Reproduce every line in the listing that contains the word "this".

%%

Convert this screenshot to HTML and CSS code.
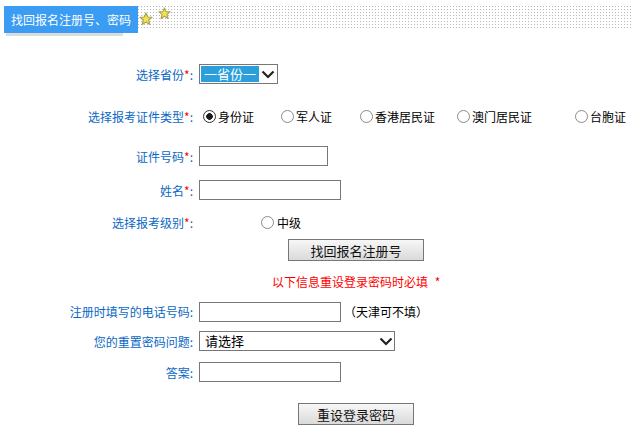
FILE: index.html
```html
<!DOCTYPE html>
<html lang="zh-CN">

<head>
    <meta charset="UTF-8">
    <meta name="viewport" content="width=device-width, initial-scale=1.0">
    <title>找回报名注册号、密码</title>

    <link rel="stylesheet" href="styles.css">
</head>

<body>
    <div class="title_bar">
        <div class="title_wrap">
            <div class="title">找回报名注册号、密码</div>
            <div class="title_shadow"></div>
        </div>
        <div class="dots">
            <svg class="star star1" width="14" height="14" viewBox="0 0 14 14">
                <polygon points="7,1 8.7,5 13,5.3 9.7,8 10.8,12.4 7,10 3.2,12.4 4.3,8 1,5.3 5.3,5" />
            </svg>
            <svg class="star star2" width="13" height="13" viewBox="0 0 14 14">
                <polygon points="7,1 8.7,5 13,5.3 9.7,8 10.8,12.4 7,10 3.2,12.4 4.3,8 1,5.3 5.3,5" />
            </svg>
        </div>
    </div>

    <form class="form">
        <div class="row r1">
            <label class="lbl">选择省份<em>*</em>:</label>
            <div class="field">
                <span class="select province">
                    <select>
                        <option>一省份一</option>
                    </select>
                    <svg class="chev" width="16" height="9" viewBox="0 0 16 9">
                        <polyline points="2.5,1.5 8,7 13.5,1.5" />
                    </svg>
                </span>
            </div>
        </div>

        <div class="row r2">
            <label class="lbl">选择报考证件类型<em>*</em>:</label>
            <div class="field">
                <span class="opt w1"><input type="radio" name="idtype" checked>身份证</span>
                <span class="opt w2"><input type="radio" name="idtype">军人证</span>
                <span class="opt w3"><input type="radio" name="idtype">香港居民证</span>
                <span class="opt w4"><input type="radio" name="idtype">澳门居民证</span>
                <span class="opt"><input type="radio" name="idtype">台胞证</span>
            </div>
        </div>

        <div class="row r3">
            <label class="lbl">证件号码<em>*</em>:</label>
            <div class="field"><input type="text" class="txt short"></div>
        </div>

        <div class="row r4">
            <label class="lbl">姓名<em>*</em>:</label>
            <div class="field"><input type="text" class="txt"></div>
        </div>

        <div class="row r5">
            <label class="lbl">选择报考级别<em>*</em>:</label>
            <div class="field">
                <span class="opt level"><input type="radio" name="level">中级</span>
            </div>
        </div>

        <div class="row r6">
            <span class="lbl"></span>
            <div class="field"><input type="button" class="btn btn_find" value="找回报名注册号"></div>
        </div>

        <div class="row r7">
            <span class="lbl"></span>
            <div class="field"><span class="notice">以下信息重设登录密码时必填 *</span></div>
        </div>

        <div class="row r8">
            <label class="lbl">注册时填写的电话号码:</label>
            <div class="field"><input type="text" class="txt"><span class="tip">（天津可不填）</span></div>
        </div>

        <div class="row r9">
            <label class="lbl">您的重置密码问题:</label>
            <div class="field">
                <span class="select question">
                    <select>
                        <option>请选择</option>
                    </select>
                    <svg class="chev" width="16" height="9" viewBox="0 0 16 9">
                        <polyline points="2.5,1.5 8,7 13.5,1.5" />
                    </svg>
                </span>
            </div>
        </div>

        <div class="row r10">
            <label class="lbl">答案:</label>
            <div class="field"><input type="text" class="txt"></div>
        </div>

        <div class="row r11">
            <span class="lbl"></span>
            <div class="field"><input type="button" class="btn btn_reset" value="重设登录密码"></div>
        </div>
    </form>
</body>

</html>
```

FILE: styles.css
```css
body {
    margin: 0;
    font-family: "Noto Sans CJK SC", "Liberation Sans", sans-serif;
    font-size: 12px;
    color: #000;
    background: #fff;
}

/* title bar */
.title_bar {
    display: flex;
    align-items: flex-start;
    margin: 6px 0 0 4px;
}

.title_wrap {
    flex: none;
    width: 134px;
}

.title {
    height: 27px;
    padding-left: 7px;

    background-color: #3a9cf2;
    color: #fff;
    font-size: 12px;
    line-height: 27px;
    white-space: nowrap;
}

.title_shadow {
    width: 117px;
    height: 3px;
    margin-left: 2px;
    background-color: #dcdcdc;
}

.dots {
    flex: 1;
    height: 22px;
    display: flex;
    align-items: flex-start;

    background-image: linear-gradient(to bottom, transparent 1px, #fff 1px),
        linear-gradient(to right, #b8b8b8 1px, #fff 1px);
    background-size: 3px 3px;
}

.star polygon {
    fill: #f2e44c;
    stroke: #a8a456;
    stroke-width: 1.2;
    stroke-linejoin: round;
}

.star1 {
    margin: 6px 0 0 1px;
}

.star2 {
    margin: 1px 0 0 5px;
}

/* form rows */
.form {
    margin-top: 16px;
}

.row {
    display: grid;
    grid-template-columns: 198px 1fr;
    align-items: center;
}

.r1 { height: 44px; }
.r2 { height: 41px; }
.r3 { height: 38px; }
.r4 { height: 30px; }
.r5 { height: 34px; }
.r6 { height: 22px; }
.r7 { height: 40px; }
.r8 { height: 21px; }
.r9 { height: 38px; }
.r10 { height: 24px; }
.r11 { height: 22px; margin-top: 19px; }

.lbl {
    text-align: right;
    padding-right: 5px;
    color: #0a68c4;
    white-space: nowrap;
}

.lbl em {
    font-style: normal;
    color: #f00;
}

.field {
    display: flex;
    align-items: center;
    white-space: nowrap;
}

/* inputs */
.txt {
    width: 142px;
    height: 20px;
    box-sizing: border-box;
    margin: 0 0 0 1px;
    border: 1px solid #777;
    padding: 0 3px;
    font: inherit;
}

.txt.short {
    width: 129px;
}

.tip {
    margin-left: 3px;
}

.select {
    display: inline-flex;
    align-items: center;
    height: 20px;
    box-sizing: border-box;
    margin-left: 1px;
    border: 1px solid #777;
    background: #fff;
}

.select select {
    appearance: none;
    -webkit-appearance: none;
    border: none;
    outline: none;
    height: 16px;
    padding: 0 3px;
    font: inherit;
    font-size: 13px;
    line-height: 16px;
}

.province {
    width: 79px;
}

.province select {
    width: 58px;
    margin-left: 1px;
    background-color: #2b9fdc;
    color: #fff;
}

.question {
    width: 196px;
}

.question select {
    flex: 1;
    background-color: #fff;
    color: #000;
    padding-left: 5px;
}

.chev {
    margin-left: 1px;
}

.chev polyline {
    fill: none;
    stroke: #222;
    stroke-width: 2.2;
}

/* radios */
.opt {
    display: inline-flex;
    align-items: center;
}

.w1 { width: 78px; }
.w2 { width: 79px; }
.w3 { width: 97px; }
.w4 { width: 118px; }

.opt input {
    appearance: none;
    -webkit-appearance: none;
    width: 13px;
    height: 13px;
    margin: 0 2px 0 5px;
    border: 1px solid #8a8a8a;
    border-radius: 50%;
    background: #fff;
}

.opt input:checked {
    border-color: #333;
    background: radial-gradient(circle, #1a1a1a 0 3px, #fff 3.6px);
}

.level input {
    margin-left: 63px;
    margin-right: 3px;
}

/* buttons */
.btn {
    height: 22px;
    box-sizing: border-box;
    border: 1px solid #777;
    background: linear-gradient(#f7f7f7, #dadada);
    font: inherit;
    font-size: 13px;
    color: #111;
    padding: 0;
}

.btn_find {
    width: 136px;
    margin-left: 90px;
}

.btn_reset {
    width: 116px;
    margin-left: 100px;
}

.notice {
    padding-left: 74px;
    color: #f00;
    word-spacing: 4px;
}
```
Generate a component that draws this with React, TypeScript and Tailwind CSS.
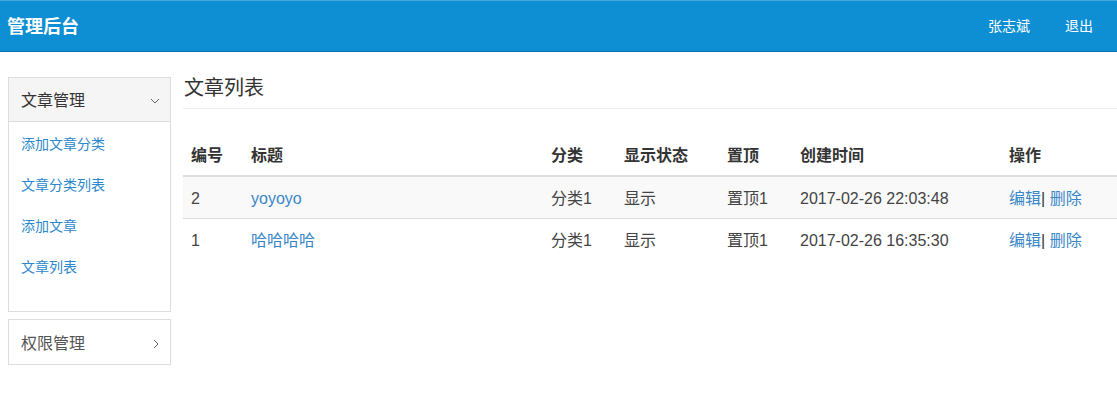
import React from "react";

const font = { fontFamily: '"Liberation Sans", "Noto Sans CJK SC", sans-serif' };

function ChevronDown() {
  return (
    <svg width="10" height="6" viewBox="0 0 10 6" fill="none">
      <polyline points="1,1 5,5 9,1" stroke="#666" strokeWidth="1" />
    </svg>
  );
}
function ChevronRight() {
  return (
    <svg width="6" height="10" viewBox="0 0 6 10" fill="none">
      <polyline points="1,1 5,5 1,9" stroke="#666" strokeWidth="1" />
    </svg>
  );
}

const rows = [
  { id: "2", title: "yoyoyo", cat: "分类1", show: "显示", top: "置顶1", time: "2017-02-26 22:03:48" },
  { id: "1", title: "哈哈哈哈", cat: "分类1", show: "显示", top: "置顶1", time: "2017-02-26 16:35:30" },
];

const grid = "grid grid-cols-[60px_300px_73px_103px_73px_209px_1fr]";
const cell = "px-[8px] pt-[11px] pb-[9px] leading-[21px]";

export default function App() {
  return (
    <div className="min-h-[411px] bg-white text-[#333]" style={font}>
      <header className="h-[52px] bg-[#0f8fd3] border-t border-[#4aa6dc] border-b border-b-[#0b72aa] flex items-center justify-between">
        <div className="pl-[7px] text-[18px] font-bold text-white leading-none pt-[2px]">管理后台</div>
        <div className="flex items-center text-[14px] text-white leading-none">
          <span className="mr-[35px]">张志斌</span>
          <span className="mr-[24px]">退出</span>
        </div>
      </header>
      <div className="flex pt-[25px]">
        <aside className="ml-[8px] w-[163px] flex flex-col gap-[7px]">
          <div className="border border-[#ddd]">
            <div className="h-[44px] bg-[#f5f5f5] border-b border-[#ddd] flex items-center justify-between pl-[12px] pr-[10px] pt-[3px]">
              <span className="text-[16px] text-[#333]">文章管理</span>
              <ChevronDown />
            </div>
            <ul className="pt-[2px] pb-[23px] pl-[12px] text-[14px] text-[#2b88cc]">
              {["添加文章分类", "文章分类列表", "添加文章", "文章列表"].map((t) => (
                <li key={t} className="h-[41px] flex items-center">{t}</li>
              ))}
            </ul>
          </div>
          <div className="h-[46px] border border-[#ddd] flex items-center justify-between pl-[12px] pr-[11px] pt-[3px]">
            <span className="text-[16px] text-[#555]">权限管理</span>
            <ChevronRight />
          </div>
        </aside>
        <main className="ml-[12px] flex-1">
          <h1 className="text-[20px] leading-[22px] pb-[9px] border-b border-[#eee] pl-[1px] text-[#333]">文章列表</h1>
          <div className="mt-[25px] text-[16px]">
            <div className={`${grid} border-b-2 border-[#ddd] font-bold text-[#333]`}>
              {["编号", "标题", "分类", "显示状态", "置顶", "创建时间", "操作"].map((h) => (
                <div key={h} className={cell}>{h}</div>
              ))}
            </div>
            {rows.map((r, i) => (
              <div
                key={r.id}
                className={`${grid} text-[#444] ${i === 0 ? "bg-[#f9f9f9]" : "border-t border-[#ddd]"}`}
              >
                <div className={cell}>{r.id}</div>
                <div className={`${cell} text-[#3a87c8]`}>{r.title}</div>
                <div className={cell}>{r.cat}</div>
                <div className={cell}>{r.show}</div>
                <div className={cell}>{r.top}</div>
                <div className={cell}>{r.time}</div>
                <div className={`${cell} whitespace-nowrap`}>
                  <span className="text-[#3a87c8]">编辑</span>
                  <span className="text-[#333]">|</span> <span className="text-[#3a87c8]">删除</span>
                </div>
              </div>
            ))}
          </div>
        </main>
      </div>
    </div>
  );
}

%%

Correct response:
Convert this screenshot to HTML and CSS code.
Generate a component that draws this with React, TypeScript and Tailwind CSS.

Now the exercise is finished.